* [Problem description]
Using the listing below, give again exactly the lines from the line with "Convert this screenshot" to the line with "const TABS = ['Gallery', 'Services', 'Promo", inclusive, without the pictures.

◇ ◇ ◇ ◇ ◇

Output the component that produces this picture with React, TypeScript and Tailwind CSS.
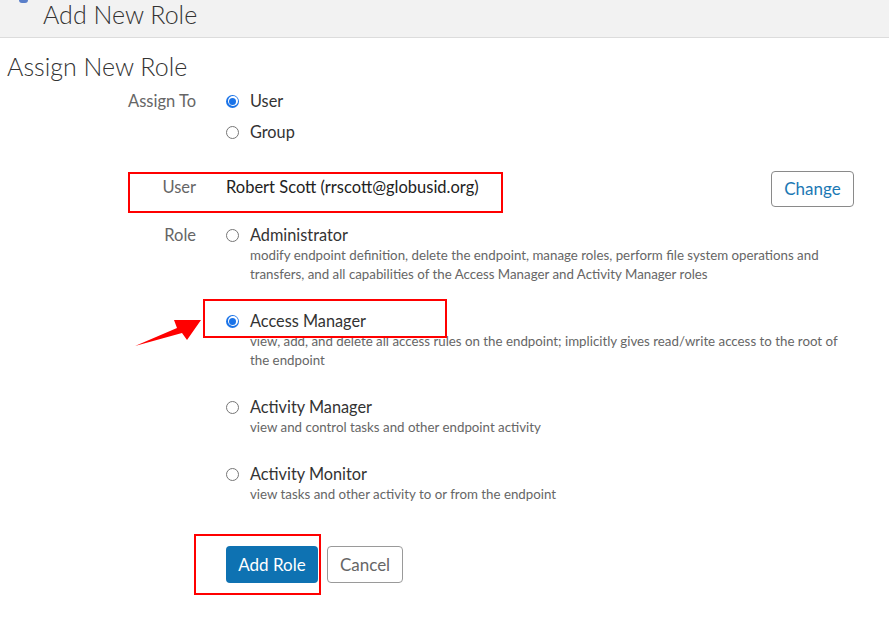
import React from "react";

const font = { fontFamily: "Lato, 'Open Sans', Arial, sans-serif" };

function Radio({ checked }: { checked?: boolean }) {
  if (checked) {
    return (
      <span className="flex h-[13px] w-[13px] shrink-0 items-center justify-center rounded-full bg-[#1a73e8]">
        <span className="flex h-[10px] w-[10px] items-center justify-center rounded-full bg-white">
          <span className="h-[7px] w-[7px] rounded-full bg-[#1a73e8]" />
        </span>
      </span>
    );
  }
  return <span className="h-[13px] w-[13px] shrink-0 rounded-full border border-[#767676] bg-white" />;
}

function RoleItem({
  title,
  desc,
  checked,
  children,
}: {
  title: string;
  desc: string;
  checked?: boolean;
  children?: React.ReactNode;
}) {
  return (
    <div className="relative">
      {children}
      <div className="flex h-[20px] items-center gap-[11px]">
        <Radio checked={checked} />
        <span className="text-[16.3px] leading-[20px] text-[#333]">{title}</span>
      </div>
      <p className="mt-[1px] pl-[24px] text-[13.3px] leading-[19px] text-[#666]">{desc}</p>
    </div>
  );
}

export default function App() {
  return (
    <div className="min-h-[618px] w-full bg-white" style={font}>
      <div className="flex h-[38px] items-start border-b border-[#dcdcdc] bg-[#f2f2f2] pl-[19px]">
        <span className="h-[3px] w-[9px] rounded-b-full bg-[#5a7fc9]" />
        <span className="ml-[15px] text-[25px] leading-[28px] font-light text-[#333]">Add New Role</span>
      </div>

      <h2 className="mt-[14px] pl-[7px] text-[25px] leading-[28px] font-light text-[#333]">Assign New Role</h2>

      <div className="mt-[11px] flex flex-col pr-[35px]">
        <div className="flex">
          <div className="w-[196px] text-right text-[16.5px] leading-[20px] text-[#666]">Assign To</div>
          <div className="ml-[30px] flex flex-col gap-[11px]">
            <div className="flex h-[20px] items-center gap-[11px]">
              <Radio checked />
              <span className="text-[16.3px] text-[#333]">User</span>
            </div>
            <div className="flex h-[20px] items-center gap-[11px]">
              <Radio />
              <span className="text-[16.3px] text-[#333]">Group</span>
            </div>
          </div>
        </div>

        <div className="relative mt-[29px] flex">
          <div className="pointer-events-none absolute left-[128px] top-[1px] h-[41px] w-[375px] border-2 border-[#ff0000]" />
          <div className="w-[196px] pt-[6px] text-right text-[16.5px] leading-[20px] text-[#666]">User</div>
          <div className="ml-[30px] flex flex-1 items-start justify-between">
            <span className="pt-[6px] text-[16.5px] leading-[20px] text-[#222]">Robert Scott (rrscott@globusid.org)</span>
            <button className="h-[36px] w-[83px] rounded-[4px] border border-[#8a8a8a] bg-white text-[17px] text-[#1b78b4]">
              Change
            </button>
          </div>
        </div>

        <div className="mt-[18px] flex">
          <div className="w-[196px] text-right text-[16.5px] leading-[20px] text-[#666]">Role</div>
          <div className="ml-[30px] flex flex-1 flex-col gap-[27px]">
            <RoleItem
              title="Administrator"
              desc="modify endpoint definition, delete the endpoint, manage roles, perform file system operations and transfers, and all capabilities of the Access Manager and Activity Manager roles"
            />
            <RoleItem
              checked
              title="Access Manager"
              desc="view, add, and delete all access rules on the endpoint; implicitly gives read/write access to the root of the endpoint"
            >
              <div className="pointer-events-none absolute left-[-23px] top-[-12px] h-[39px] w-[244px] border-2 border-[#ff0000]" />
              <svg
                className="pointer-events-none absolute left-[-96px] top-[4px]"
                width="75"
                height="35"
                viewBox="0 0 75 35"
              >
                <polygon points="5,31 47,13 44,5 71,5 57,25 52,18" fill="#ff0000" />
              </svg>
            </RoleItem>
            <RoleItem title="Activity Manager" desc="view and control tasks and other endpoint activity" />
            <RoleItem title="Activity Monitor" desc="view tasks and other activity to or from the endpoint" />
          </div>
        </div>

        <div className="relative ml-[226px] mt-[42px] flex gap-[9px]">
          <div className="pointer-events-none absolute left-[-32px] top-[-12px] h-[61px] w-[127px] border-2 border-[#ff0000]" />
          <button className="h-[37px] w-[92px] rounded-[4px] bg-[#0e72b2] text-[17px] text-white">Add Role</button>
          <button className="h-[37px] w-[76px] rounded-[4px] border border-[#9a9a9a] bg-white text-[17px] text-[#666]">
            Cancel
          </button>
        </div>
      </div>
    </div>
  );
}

◇ ◇ ◇ ◇ ◇

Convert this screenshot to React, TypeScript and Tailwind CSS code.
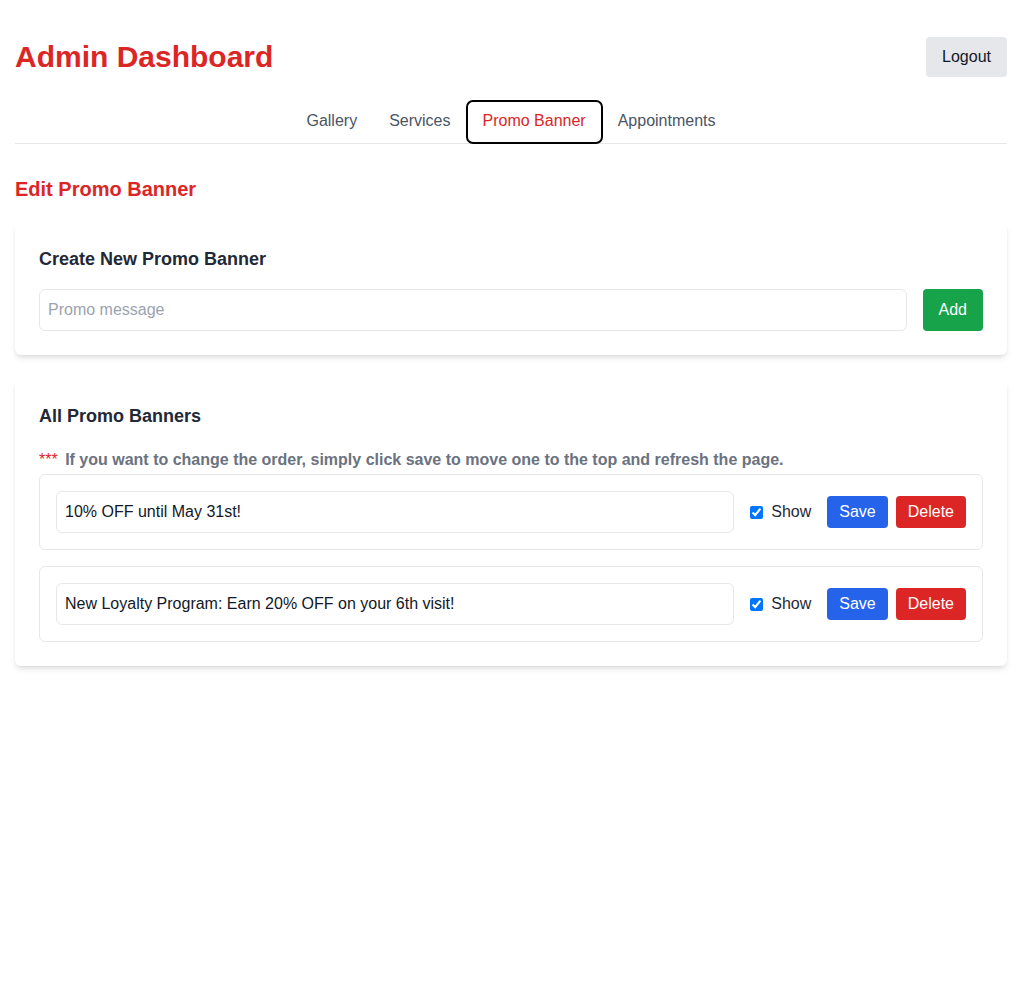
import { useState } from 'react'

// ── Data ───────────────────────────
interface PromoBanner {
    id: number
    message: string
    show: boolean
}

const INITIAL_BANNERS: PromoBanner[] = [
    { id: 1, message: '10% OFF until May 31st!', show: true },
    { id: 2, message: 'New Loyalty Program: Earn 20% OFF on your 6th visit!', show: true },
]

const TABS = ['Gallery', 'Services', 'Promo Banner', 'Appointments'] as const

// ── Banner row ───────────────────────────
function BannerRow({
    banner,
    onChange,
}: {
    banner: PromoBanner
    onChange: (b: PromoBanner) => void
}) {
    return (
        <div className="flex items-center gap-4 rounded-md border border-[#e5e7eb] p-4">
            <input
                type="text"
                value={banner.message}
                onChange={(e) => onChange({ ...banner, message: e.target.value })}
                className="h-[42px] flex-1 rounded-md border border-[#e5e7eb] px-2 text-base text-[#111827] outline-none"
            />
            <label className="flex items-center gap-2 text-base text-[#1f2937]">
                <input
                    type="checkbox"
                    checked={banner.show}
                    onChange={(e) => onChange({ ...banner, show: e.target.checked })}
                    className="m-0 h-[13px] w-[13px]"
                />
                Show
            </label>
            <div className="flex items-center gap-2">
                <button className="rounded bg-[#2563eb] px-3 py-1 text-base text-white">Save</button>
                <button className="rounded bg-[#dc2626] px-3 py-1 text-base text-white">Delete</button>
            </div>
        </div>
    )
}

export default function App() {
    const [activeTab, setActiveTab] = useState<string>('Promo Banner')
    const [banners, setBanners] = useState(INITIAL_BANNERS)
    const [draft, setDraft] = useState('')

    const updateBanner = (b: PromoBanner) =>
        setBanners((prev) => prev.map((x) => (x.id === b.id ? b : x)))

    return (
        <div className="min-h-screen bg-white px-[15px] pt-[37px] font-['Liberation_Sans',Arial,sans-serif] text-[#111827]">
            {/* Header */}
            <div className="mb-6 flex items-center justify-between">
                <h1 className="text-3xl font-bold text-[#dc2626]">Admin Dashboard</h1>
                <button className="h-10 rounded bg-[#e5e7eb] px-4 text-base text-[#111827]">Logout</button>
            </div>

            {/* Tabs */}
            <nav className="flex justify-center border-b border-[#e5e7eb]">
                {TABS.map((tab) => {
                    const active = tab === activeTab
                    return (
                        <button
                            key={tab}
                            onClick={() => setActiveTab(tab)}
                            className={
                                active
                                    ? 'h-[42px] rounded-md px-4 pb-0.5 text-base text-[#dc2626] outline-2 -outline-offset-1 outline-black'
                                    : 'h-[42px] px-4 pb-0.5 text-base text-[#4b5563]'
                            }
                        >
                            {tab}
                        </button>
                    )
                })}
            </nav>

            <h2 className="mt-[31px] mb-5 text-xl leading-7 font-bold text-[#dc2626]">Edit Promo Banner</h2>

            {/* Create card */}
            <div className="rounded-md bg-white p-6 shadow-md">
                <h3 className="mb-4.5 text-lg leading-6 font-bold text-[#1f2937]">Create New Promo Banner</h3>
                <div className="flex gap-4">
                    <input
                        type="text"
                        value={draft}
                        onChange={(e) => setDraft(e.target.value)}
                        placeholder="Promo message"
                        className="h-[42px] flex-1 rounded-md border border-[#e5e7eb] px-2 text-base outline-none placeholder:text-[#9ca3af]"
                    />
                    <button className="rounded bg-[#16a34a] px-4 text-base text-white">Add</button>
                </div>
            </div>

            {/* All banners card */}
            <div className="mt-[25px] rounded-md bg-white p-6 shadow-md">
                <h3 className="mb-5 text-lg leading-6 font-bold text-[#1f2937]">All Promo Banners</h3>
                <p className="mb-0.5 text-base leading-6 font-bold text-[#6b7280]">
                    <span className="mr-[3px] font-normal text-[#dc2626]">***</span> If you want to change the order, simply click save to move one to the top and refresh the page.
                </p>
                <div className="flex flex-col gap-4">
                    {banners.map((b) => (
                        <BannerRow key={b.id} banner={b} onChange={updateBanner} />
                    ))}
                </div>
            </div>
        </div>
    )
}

◇ ◇ ◇ ◇ ◇

* [Reply]
Convert this screenshot to React, TypeScript and Tailwind CSS code.
import { useState } from 'react'

// ── Data ───────────────────────────
interface PromoBanner {
    id: number
    message: string
    show: boolean
}

const INITIAL_BANNERS: PromoBanner[] = [
    { id: 1, message: '10% OFF until May 31st!', show: true },
    { id: 2, message: 'New Loyalty Program: Earn 20% OFF on your 6th visit!', show: true },
]

const TABS = ['Gallery', 'Services', 'Promo Banner', 'Appointments'] as const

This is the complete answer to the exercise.